▸ **Work required**
Go through the data and copy every line exactly, but not the images.
☆ ☆ ☆ ☆ ☆ ☆ ☆
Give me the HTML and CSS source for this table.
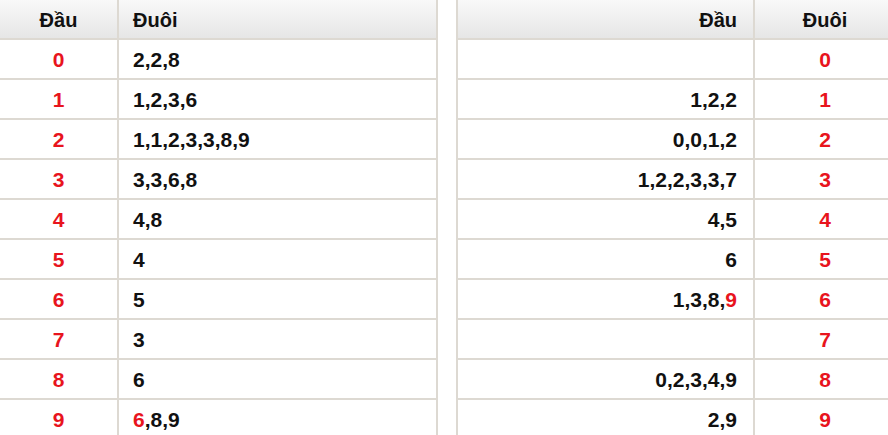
FILE: index.html
```html
<!DOCTYPE html>
<html>
<head>
<meta charset="utf-8">
<link rel="stylesheet" href="styles.css">
</head>
<body>
<div class="wrap">
  <div class="tbl tbl-left">
    <div class="row head">
      <div class="c c1 center">Đầu</div>
      <div class="c c2 left">Đuôi</div>
    </div>
    <div class="row"><div class="c c1 center red">0</div><div class="c c2 left">2,2,8</div></div>
    <div class="row"><div class="c c1 center red">1</div><div class="c c2 left">1,2,3,6</div></div>
    <div class="row"><div class="c c1 center red">2</div><div class="c c2 left">1,1,2,3,3,8,9</div></div>
    <div class="row"><div class="c c1 center red">3</div><div class="c c2 left">3,3,6,8</div></div>
    <div class="row"><div class="c c1 center red">4</div><div class="c c2 left">4,8</div></div>
    <div class="row"><div class="c c1 center red">5</div><div class="c c2 left">4</div></div>
    <div class="row"><div class="c c1 center red">6</div><div class="c c2 left">5</div></div>
    <div class="row"><div class="c c1 center red">7</div><div class="c c2 left">3</div></div>
    <div class="row"><div class="c c1 center red">8</div><div class="c c2 left">6</div></div>
    <div class="row"><div class="c c1 center red">9</div><div class="c c2 left"><span class="red">6</span>,8,9</div></div>
  </div>
  <div class="tbl tbl-right">
    <div class="row head">
      <div class="c c1 right">Đầu</div>
      <div class="c c2 center">Đuôi</div>
    </div>
    <div class="row"><div class="c c1 right"></div><div class="c c2 center red">0</div></div>
    <div class="row"><div class="c c1 right">1,2,2</div><div class="c c2 center red">1</div></div>
    <div class="row"><div class="c c1 right">0,0,1,2</div><div class="c c2 center red">2</div></div>
    <div class="row"><div class="c c1 right">1,2,2,3,3,7</div><div class="c c2 center red">3</div></div>
    <div class="row"><div class="c c1 right">4,5</div><div class="c c2 center red">4</div></div>
    <div class="row"><div class="c c1 right">6</div><div class="c c2 center red">5</div></div>
    <div class="row"><div class="c c1 right">1,3,8,<span class="red">9</span></div><div class="c c2 center red">6</div></div>
    <div class="row"><div class="c c1 right"></div><div class="c c2 center red">7</div></div>
    <div class="row"><div class="c c1 right">0,2,3,4,9</div><div class="c c2 center red">8</div></div>
    <div class="row"><div class="c c1 right">2,9</div><div class="c c2 center red">9</div></div>
  </div>
</div>
</body>
</html>
```

FILE: styles.css
```css
html, body {
  margin: 0;
  padding: 0;
  background: #ffffff;
  overflow: hidden;
}
body {
  font-family: "Liberation Sans", Arial, sans-serif;
  font-weight: bold;
  font-size: 21px;
  color: #111111;
}
.wrap {
  display: flex;
  gap: 18px;
  width: 900px;
}
.tbl {
  display: flex;
  flex-direction: column;
  flex: none;
}
.tbl-left {
  width: 436px;
  border-right: 2px solid #ddd9d2;
}
.tbl-right {
  width: 437px;
  border-left: 2px solid #ddd9d2;
}
.row {
  display: flex;
  height: 38px;
  border-bottom: 2px solid #ddd9d2;
  background: #ffffff;
}
.row.head {
  height: 38px;
  font-size: 20px;
  background: linear-gradient(#f9f9f9, #e6e6e6);
}
.c {
  display: flex;
  align-items: center;
  height: 100%;
  padding-top: 1px;
  box-sizing: border-box;
}
.head .c {
  padding-top: 2px;
}
.tbl-left .c1 {
  width: 119px;
  border-right: 2px solid #ddd9d2;
  flex: none;
}
.tbl-left .c2 {
  flex: 1;
  padding-left: 14px;
}
.tbl-right .c1 {
  width: 297px;
  border-right: 2px solid #ddd9d2;
  flex: none;
  padding-right: 16px;
}
.tbl-right .c2 {
  flex: 1;
}
.center { justify-content: center; }
.left { justify-content: flex-start; }
.right { justify-content: flex-end; }
.red { color: #e8141d; }
```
☆ ☆ ☆ ☆ ☆ ☆ ☆
▸ **Written solution**
Give me the HTML and CSS source for this table.
FILE: index.html
```html
<!DOCTYPE html>
<html>
<head>
<meta charset="utf-8">
<link rel="stylesheet" href="styles.css">
</head>
<body>
<div class="wrap">
  <div class="tbl tbl-left">
    <div class="row head">
      <div class="c c1 center">Đầu</div>
      <div class="c c2 left">Đuôi</div>
    </div>
    <div class="row"><div class="c c1 center red">0</div><div class="c c2 left">2,2,8</div></div>
    <div class="row"><div class="c c1 center red">1</div><div class="c c2 left">1,2,3,6</div></div>
    <div class="row"><div class="c c1 center red">2</div><div class="c c2 left">1,1,2,3,3,8,9</div></div>
    <div class="row"><div class="c c1 center red">3</div><div class="c c2 left">3,3,6,8</div></div>
    <div class="row"><div class="c c1 center red">4</div><div class="c c2 left">4,8</div></div>
    <div class="row"><div class="c c1 center red">5</div><div class="c c2 left">4</div></div>
    <div class="row"><div class="c c1 center red">6</div><div class="c c2 left">5</div></div>
    <div class="row"><div class="c c1 center red">7</div><div class="c c2 left">3</div></div>
    <div class="row"><div class="c c1 center red">8</div><div class="c c2 left">6</div></div>
    <div class="row"><div class="c c1 center red">9</div><div class="c c2 left"><span class="red">6</span>,8,9</div></div>
  </div>
  <div class="tbl tbl-right">
    <div class="row head">
      <div class="c c1 right">Đầu</div>
      <div class="c c2 center">Đuôi</div>
    </div>
    <div class="row"><div class="c c1 right"></div><div class="c c2 center red">0</div></div>
    <div class="row"><div class="c c1 right">1,2,2</div><div class="c c2 center red">1</div></div>
    <div class="row"><div class="c c1 right">0,0,1,2</div><div class="c c2 center red">2</div></div>
    <div class="row"><div class="c c1 right">1,2,2,3,3,7</div><div class="c c2 center red">3</div></div>
    <div class="row"><div class="c c1 right">4,5</div><div class="c c2 center red">4</div></div>
    <div class="row"><div class="c c1 right">6</div><div class="c c2 center red">5</div></div>
    <div class="row"><div class="c c1 right">1,3,8,<span class="red">9</span></div><div class="c c2 center red">6</div></div>
    <div class="row"><div class="c c1 right"></div><div class="c c2 center red">7</div></div>
    <div class="row"><div class="c c1 right">0,2,3,4,9</div><div class="c c2 center red">8</div></div>
    <div class="row"><div class="c c1 right">2,9</div><div class="c c2 center red">9</div></div>
  </div>
</div>
</body>
</html>
```

FILE: styles.css
```css
html, body {
  margin: 0;
  padding: 0;
  background: #ffffff;
  overflow: hidden;
}
body {
  font-family: "Liberation Sans", Arial, sans-serif;
  font-weight: bold;
  font-size: 21px;
  color: #111111;
}
.wrap {
  display: flex;
  gap: 18px;
  width: 900px;
}
.tbl {
  display: flex;
  flex-direction: column;
  flex: none;
}
.tbl-left {
  width: 436px;
  border-right: 2px solid #ddd9d2;
}
.tbl-right {
  width: 437px;
  border-left: 2px solid #ddd9d2;
}
.row {
  display: flex;
  height: 38px;
  border-bottom: 2px solid #ddd9d2;
  background: #ffffff;
}
.row.head {
  height: 38px;
  font-size: 20px;
  background: linear-gradient(#f9f9f9, #e6e6e6);
}
.c {
  display: flex;
  align-items: center;
  height: 100%;
  padding-top: 1px;
  box-sizing: border-box;
}
.head .c {
  padding-top: 2px;
}
.tbl-left .c1 {
  width: 119px;
  border-right: 2px solid #ddd9d2;
  flex: none;
}
.tbl-left .c2 {
  flex: 1;
  padding-left: 14px;
}
.tbl-right .c1 {
  width: 297px;
  border-right: 2px solid #ddd9d2;
  flex: none;
  padding-right: 16px;
}
.tbl-right .c2 {
  flex: 1;
}
.center { justify-content: center; }
.left { justify-content: flex-start; }
.right { justify-content: flex-end; }
.red { color: #e8141d; }
```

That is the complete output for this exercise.